Rose-Hulman takes its place alongside Massachusetts Institute of
Technology ($69,700) and California Institute of Technology
($69.600) in the survey's Top 10 list.
Rose-Hulman ranks higher than Carnegie Mellon University
($60,000), Rensselaer Polytechnic Institute ($59.500), Missouri
University of Science and Technology ($58,600), Stanford University
($58,200), Georgia Institute of Technology ($57,500) and Harvard
University ($54,100).
Columnist Lynn O'Shaughnessy points out at CBS MoneyWatch.com
that Rose-Hulman Institute of Technology graduates "enjoy higher
salaries than grads of Duke, Johns Hopkins University and
Amherst."
The PayScale 2011 College Salary Report examined the company's
database of over 29 million unique compensation profiles, provides
a critical perspective on the relationship between college
selection and both starting and mid-career salaries.

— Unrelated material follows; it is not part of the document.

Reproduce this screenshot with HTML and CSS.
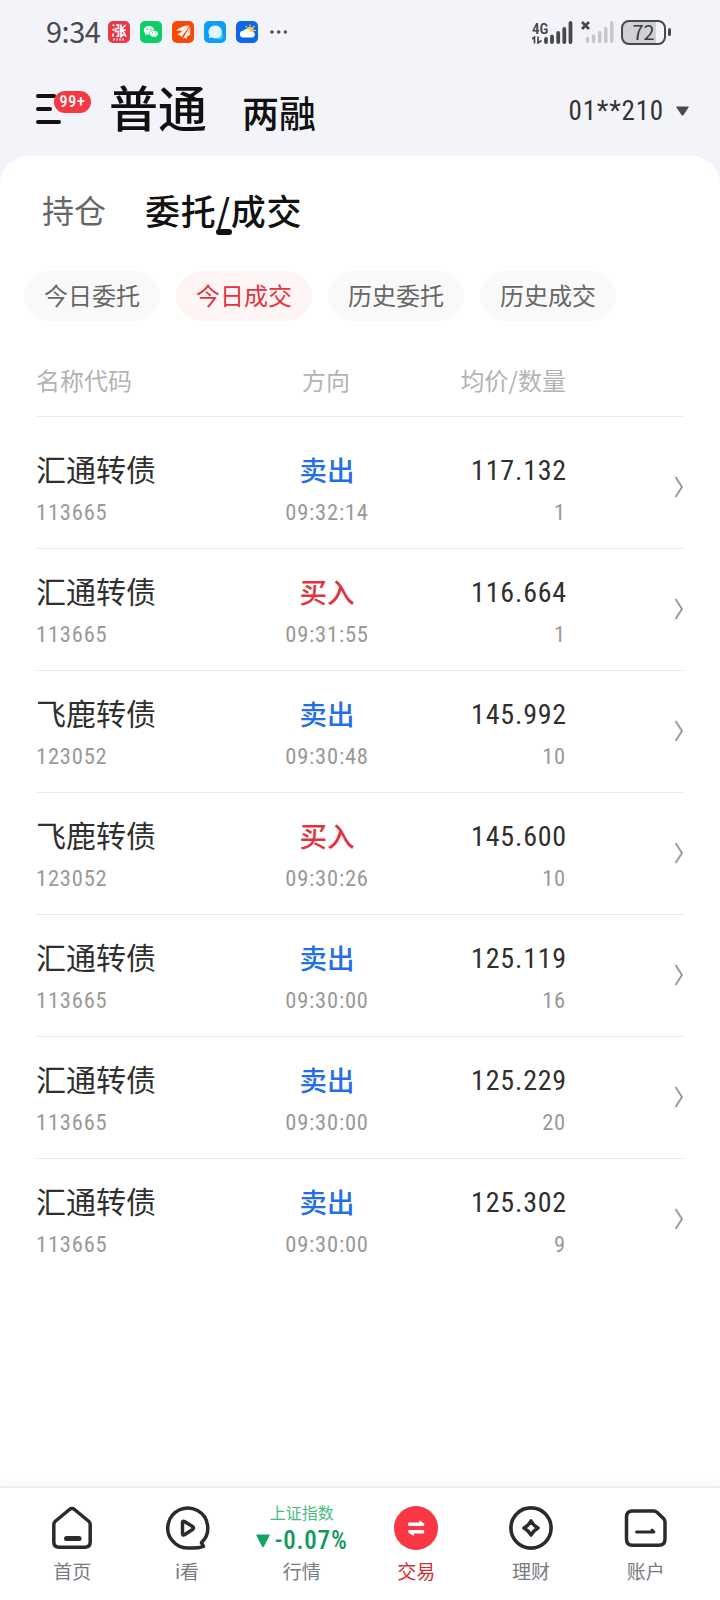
FILE: index.html
```html
<!DOCTYPE html>
<html lang="zh-CN">
<head>
    <meta charset="UTF-8">
    <meta name="viewport" content="width=device-width, initial-scale=1.0">
    <title>今日成交</title>
    <link rel="stylesheet" href="styles.css">
</head>
<body>
    <div class="statusbar">
        <span class="clock">9:34</span>
        <div class="apps">
            <svg width="22" height="22" viewBox="0 0 22 22"><rect width="22" height="22" rx="5" fill="#e83849"/><path d="M5 3.500l1 1.500M8 4h2.500v3.500h-3v3h3v4.500l-2 .5M4.500 8l1.500 1.500M5 15.500v-3M13 3.500v12l2.500-2M17.500 4L13 8.500M11.500 9h6.500M14.500 9.500l3.500 6" stroke="#fff" stroke-width="1.700" fill="none"/><path d="M5 18.500h12" stroke="#ffc5c9" stroke-width="2" stroke-dasharray="2 1"/></svg>
            <svg width="22" height="22" viewBox="0 0 22 22"><rect width="22" height="22" rx="5" fill="#0bce66"/><path d="M9 5c-3 0-5.200 1.900-5.200 4.300 0 1.400.7 2.600 1.900 3.400l-.5 1.700 2-1c3.800.9 7-1.100 7-4.100C14.200 6.900 12 5 9 5z" fill="#fff"/><path d="M14 9.200c-2.600 0-4.500 1.600-4.500 3.600 0 2.300 2.700 4 5.700 3.300l1.600.8-.4-1.400c1.200-.7 1.900-1.700 1.900-2.800 0-2-1.900-3.500-4.300-3.500z" fill="#fff" stroke="#0bce66" stroke-width=".7"/><g fill="#0bce66"><circle cx="7.300" cy="8.300" r=".8"/><circle cx="10.700" cy="8.300" r=".8"/><circle cx="12.600" cy="11.800" r=".6"/><circle cx="15.600" cy="11.800" r=".6"/></g></svg>
            <svg width="22" height="22" viewBox="0 0 22 22"><rect width="22" height="22" rx="5" fill="#f94803"/><path d="M4 10Q9 4.500 17.500 4.500L10 10Q7 8.800 4 10z M5.500 13.500L17.500 5L9.500 16Q8.500 13.500 5.500 13.500z M11 17.500L17.800 5.500L14.500 18Q13 16.500 11 17.500z M15.500 15L18.200 6V14z" fill="#fff"/></svg>
            <svg width="22" height="22" viewBox="0 0 22 22"><rect width="22" height="22" rx="5" fill="#0c9cfb"/><circle cx="15.500" cy="15" r="3.500" fill="#35cefb"/><path d="M11 4.500a6.500 6.500 0 0 0-5.500 10l-.8 2.700 3-.9A6.500 6.500 0 1 0 11 4.500z" fill="#e3f5ff"/></svg>
            <svg width="22" height="22" viewBox="0 0 22 22"><rect width="22" height="22" rx="5" fill="#0c67ec"/><path d="M14 3.500v2M18.500 5l-1.500 1.500M20 9.500h-2M9.500 5l1.500 1.500" stroke="#f6cd50" stroke-width="1.200"/><circle cx="14" cy="9.500" r="3.800" fill="#fbc545"/><path d="M7.500 16.500a3.400 3.400 0 0 1-.3-6.800 4.300 4.300 0 0 1 7.600 1.300 2.900 2.900 0 1 1 .7 5.500z" fill="#fff"/></svg>
        </div>
        <svg class="more" width="20" height="6" viewBox="0 0 20 6"><g fill="#505154"><circle cx="3" cy="3" r="1.800"/><circle cx="9.700" cy="3" r="1.800"/><circle cx="16.400" cy="3" r="1.800"/></g></svg>
        <div class="signals">
            <div class="net">
                <span class="num">4G</span>
                <svg width="10" height="8" viewBox="0 0 10 8"><path d="M0 3l2.500-2v6.500M6 .5v6.500L9.500 4.500" stroke="#48494c" stroke-width="1.700" fill="none"/></svg>
            </div>
            <svg class="bars" width="30" height="23" viewBox="0 0 30 23"><path d="M2 18v3M8 15.500v5.500M14.200 12v9M20.300 8v13M26.500 2v19" stroke="#48494c" stroke-width="3.800" stroke-linecap="round"/></svg>
            <svg class="nosim" width="34" height="24" viewBox="0 0 34 24"><path d="M2 2l7 7M9 2L2 9" stroke="#48494c" stroke-width="2.800"/><path d="M7.500 18.500v3M13.600 16v5.500M19.700 12.500v9M25.800 8.500v13M31.800 2.500v19" stroke="#c7c8cb" stroke-width="3.500" stroke-linecap="round"/></svg>
            <div class="battery"><span>72</span></div>
            <i class="battery-cap"></i>
        </div>
    </div>

    <header class="header">
        <div class="menu">
            <svg width="27" height="32" viewBox="0 0 27 32"><path d="M2 3h16M2 16h12M2 29h21" stroke="#111" stroke-width="4" stroke-linecap="round"/></svg>
            <span class="badge num">99+</span>
        </div>
        <h1>普通</h1>
        <h2>两融</h2>
        <div class="account">
            <span class="num">01**210</span>
            <svg width="13" height="10" viewBox="0 0 13 10"><path d="M1 .5h11q1 0 .5 1L7.500 9q-1 1-2 0L.5 1.500Q0 .5 1 .5z" fill="#4a4b4d"/></svg>
        </div>
    </header>

    <main class="panel">
        <div class="tabs">
            <span class="tab">持仓</span>
            <span class="tab active">委托/成交</span>
        </div>
        <div class="filters">
            <span class="chip">今日委托</span>
            <span class="chip selected">今日成交</span>
            <span class="chip">历史委托</span>
            <span class="chip">历史成交</span>
        </div>

        <div class="list">
            <div class="list-head">
                <span>名称代码</span>
                <span class="center">方向</span>
                <span class="right">均价/数量</span>
            </div>
            <div id="rows" class="rows"></div>
        </div>
    </main>

    <nav class="tabbar">
        <div class="nav-item">
            <svg width="44" height="44" viewBox="0 0 44 44" fill="none" stroke="#2b2b2b" stroke-width="3.500" stroke-linejoin="round" stroke-linecap="round"><path d="M19.500 3.500Q22 1.500 24.500 3.500L39 15.500Q40.200 16.600 40.200 18.500V36Q40.200 41.200 35 41.200H9Q3.800 41.200 3.800 36V18.500Q3.800 16.600 5 15.500z"/><path d="M16.500 32.500h12.500" stroke-width="5"/></svg>
            <span>首页</span>
        </div>
        <div class="nav-item">
            <svg width="46" height="44" viewBox="0 0 46 44" fill="none" stroke="#2b2b2b" stroke-width="3.500" stroke-linejoin="round" stroke-linecap="round"><path d="M37.800 36.300A20 20 0 1 0 25 42Q34 42.500 39.500 40.300L37.500 36.800"/><path d="M18.500 16.500Q18.500 14.500 20.500 15.500L28.500 20.500Q30.500 22 28.500 23.500L20.500 28.800Q18.500 29.800 18.500 27.500z"/></svg>
            <span>i看</span>
        </div>
        <div class="nav-item market">
            <span class="index-name">上证指数</span>
            <span class="index-rate num"><svg width="14" height="14" viewBox="0 0 14 14"><path d="M1 .5h12q1 0 .6 1L8 12.500q-1 1.500-2 0L.4 1.500Q0 .5 1 .5z" fill="#10a660"/></svg>-0.07%</span>
            <span>行情</span>
        </div>
        <div class="nav-item current">
            <svg width="44" height="44" viewBox="0 0 44 44"><circle cx="22" cy="22" r="22" fill="#fa3745"/><path d="M14.500 16.500h11v-2.500l4.500 3.500q1 2.500-1 2.500H14.500q-1-1.700 0-3.500zM15 24h14.500q1.500 1.700 0 3.500H20v2.500l-4.500-2.500Q13 25 15 24z" fill="#fff"/></svg>
            <span>交易</span>
        </div>
        <div class="nav-item">
            <svg width="44" height="44" viewBox="0 0 44 44" fill="none" stroke="#2b2b2b" stroke-width="3.600" stroke-linejoin="round"><circle cx="22" cy="22" r="20.100"/><path d="M22 15Q24.500 19.500 29 22Q24.500 24.500 22 29Q19.500 24.500 15 22Q19.500 19.500 22 15z"/></svg>
            <span>理财</span>
        </div>
        <div class="nav-item">
            <svg width="44" height="44" viewBox="0 0 44 44" fill="none" stroke="#2b2b2b" stroke-width="3.500" stroke-linejoin="round" stroke-linecap="round"><path d="M8.500 5H29.500Q31.500 5 33 6.300L39.500 12.500Q41 14 41 16V33Q41 39.300 34.700 39.300H8.500Q2.500 39.300 2.500 33V11Q2.500 5 8.500 5z"/><path d="M12.500 26h17.500l-2-2" stroke-width="2.800"/></svg>
            <span>账户</span>
        </div>
    </nav>

    <script>
        const trades = [
            { name: "汇通转债", code: "113665", side: "卖出", time: "09:32:14", price: "117.132", qty: 1 },
            { name: "汇通转债", code: "113665", side: "买入", time: "09:31:55", price: "116.664", qty: 1 },
            { name: "飞鹿转债", code: "123052", side: "卖出", time: "09:30:48", price: "145.992", qty: 10 },
            { name: "飞鹿转债", code: "123052", side: "买入", time: "09:30:26", price: "145.600", qty: 10 },
            { name: "汇通转债", code: "113665", side: "卖出", time: "09:30:00", price: "125.119", qty: 16 },
            { name: "汇通转债", code: "113665", side: "卖出", time: "09:30:00", price: "125.229", qty: 20 },
            { name: "汇通转债", code: "113665", side: "卖出", time: "09:30:00", price: "125.302", qty: 9 }
        ];

        document.getElementById('rows').innerHTML = trades.map(t => `
            <div class="row">
                <div class="cell">
                    <span class="name">${t.name}</span>
                    <span class="sub num">${t.code}</span>
                </div>
                <div class="cell center">
                    <span class="side ${t.side === "买入" ? "buy" : "sell"}">${t.side}</span>
                    <span class="sub num">${t.time}</span>
                </div>
                <div class="cell right">
                    <span class="price num">${t.price}</span>
                    <span class="sub num">${t.qty}</span>
                </div>
                <svg class="arrow" width="10" height="22" viewBox="0 0 10 22"><path d="M1.500 1l6.500 10-6.500 10" stroke="#999" stroke-width="1.900" fill="none"/></svg>
            </div>`).join('');
    </script>
</body>
</html>
```

FILE: styles.css
```css
* {
    box-sizing: border-box;
}

body {
    margin: 0;
    height: 1600px;
    display: flex;
    flex-direction: column;
    overflow: hidden;
    background-color: #f3f4f9;
    color: #111;
    font-family: "Noto Sans CJK SC", sans-serif;
}

svg {
    display: block;
    flex: none;
}

.num {
    font-family: Roboto, "Noto Sans CJK SC", sans-serif;
    font-stretch: 87%;
    letter-spacing: 0.8px;
}

/* status bar */
.statusbar {
    height: 64px;
    padding: 0 49px 0 46px;
    display: flex;
    align-items: center;
}

.clock {
    width: 62px;
    font-size: 29px;
    line-height: 60px;
    height: 64px;
    letter-spacing: -0.5px;
    color: #48494c;
}

.apps {
    display: flex;
    gap: 10px;
}

.more {
    margin-left: 11px;
}

.signals {
    margin-left: auto;
    display: flex;
    align-items: center;
}

.net {
    width: 12px;
    line-height: 14px;
    color: #48494c;
}

.net .num {
    font-size: 15px;
    font-weight: 600;
    letter-spacing: 0;
}

.nosim {
    margin: 0 7px 0 6px;
}

.battery {
    width: 45px;
    height: 25px;
    border: 2px solid #48494c;
    border-radius: 8px;
    background: linear-gradient(90deg, #d0d1d4 80%, #f3f4f9 80%);
    font-size: 20px;
    line-height: 19px;
    text-align: center;
    color: #38393c;
}

.battery-cap {
    width: 3px;
    height: 8px;
    margin-left: 2px;
    border-radius: 2px;
    background-color: #48494c;
}

/* header */
.header {
    height: 92px;
    padding: 0 31px 0 36px;
    display: flex;
}

.menu {
    position: relative;
    width: 73px;
    padding-top: 29px;
}

.badge {
    position: absolute;
    left: 18px;
    top: 27px;
    width: 37px;
    height: 22px;
    border-radius: 11px;
    background-color: #f43945;
    color: #fff;
    font-size: 16px;
    font-weight: 500;
    line-height: 22px;
    text-align: center;
}

h1, h2 {
    margin: 0;
    font-weight: 500;
}

h1 {
    font-size: 49px;
    line-height: 83px;
}

h2 {
    margin-left: 35px;
    font-size: 37px;
    line-height: 97px;
}

.account {
    margin-left: auto;
    height: 94px;
    display: flex;
    align-items: center;
    gap: 12px;
    font-size: 27px;
    color: #333;
}

.account svg {
    margin-top: -1px;
}

/* main panel */
.panel {
    flex: 1;
    border-radius: 28px 28px 0 0;
    background-color: #fff;
}

.tabs {
    height: 115px;
    padding-left: 42px;
    display: flex;
    gap: 39px;
}

.tab {
    font-size: 32px;
    line-height: 107px;
    color: #666;
}

.tab.active {
    position: relative;
    font-size: 35px;
    font-weight: 500;
    letter-spacing: 0.7px;
    color: #111;
}

.tab.active::after {
    content: "";
    position: absolute;
    left: 50%;
    top: 73px;
    width: 16px;
    height: 6px;
    margin-left: -8px;
    border-radius: 3px;
    background-color: #111;
}

.filters {
    padding-left: 24px;
    display: flex;
    gap: 16px;
}

.chip {
    width: 136px;
    height: 50px;
    border-radius: 25px;
    background-color: #f9f9f9;
    font-size: 24px;
    line-height: 47px;
    text-align: center;
    color: #666;
}

.chip.selected {
    background-color: #fff5f4;
    color: #e0343f;
}

.list {
    padding: 0 36px;
}

.list-head,
.row {
    display: grid;
    grid-template-columns: 190px 200px 140px 1fr;
}

.list-head {
    height: 96px;
    padding-top: 37px;
    border-bottom: 1px solid #ebebeb;
    font-size: 24px;
    line-height: 44px;
    color: #b3b3b3;
}

.center {
    text-align: center;
}

.right {
    text-align: right;
}

.rows {
    padding-top: 10px;
}

.row {
    height: 122px;
    padding-top: 21px;
    border-bottom: 1px solid #ebebeb;
}

.row:last-child {
    border-bottom: 0;
}

.cell {
    display: flex;
    flex-direction: column;
}

.cell.center {
    padding-left: 2px;
}

.name,
.side,
.price {
    height: 44px;
    line-height: 41px;
}

.name {
    font-size: 30px;
    color: #2f2f2f;
}

.side {
    font-size: 27.500px;
    font-weight: 500;
    line-height: 42px;
}

.sell {
    color: #246fe5;
}

.buy {
    color: #e03440;
}

.price {
    margin-right: -1px;
    font-size: 28px;
    line-height: 46px;
    color: #2f2f2f;
}

.sub {
    font-size: 22.500px;
    line-height: 40px;
    color: #999;
}

.arrow {
    justify-self: end;
    margin: 28px 0 0;
}

/* bottom bar */
.tabbar {
    height: 114px;
    padding: 18px 17px 0 15px;
    display: grid;
    grid-template-columns: repeat(6, 1fr);
    border-top: 2px solid #eee;
    background-color: #fff;
    box-shadow: 0 -4px 12px rgba(0, 0, 0, 0.03);
}

.nav-item {
    display: flex;
    flex-direction: column;
    align-items: center;
    font-size: 19px;
    line-height: 42px;
    color: #777b82;
}

.nav-item.current {
    color: #d22f35;
}

.market .index-name {
    height: 16px;
    font-size: 16px;
    line-height: 12px;
    color: #48bc84;
}

.market .index-rate {
    height: 28px;
    display: flex;
    align-items: center;
    gap: 5px;
    padding-top: 10px;
    font-size: 25px;
    font-weight: 500;
    line-height: 28px;
    color: #109a5b;
}
```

Some highlights from the 2011 report include:
- Rose-Hulman (No. 9) joins Colorado School of Mines (No. 6) and
Missouri University of Science and Technology (No. 15) as the only
schools outside California and the northeast in the top 20 of the
starting salary list.
- Rose-Hulman ranks No. 1 among Midwest colleges for starting
salary and No. 6 for mid-career median salary ($95,800).
- Engineering and science fields dominate the list of
undergraduate college degrees earning the best salaries.
Lucrative career fields, according to the salary survey, are
petroleum engineering ($155,000 mid-career salary), chemical
engineering ($109,000), electrical engineering ($103,000),
materials science and engineering ($103,000), aerospace engineering
($102,000), computer engineering ($101,000), physics ($101,000),
applied mathematics ($98,000), nuclear engineering ($97,800) and
biomedical engineering ($97,800).
The PayScale 2011 College Salary Report can be found at PayScale.com.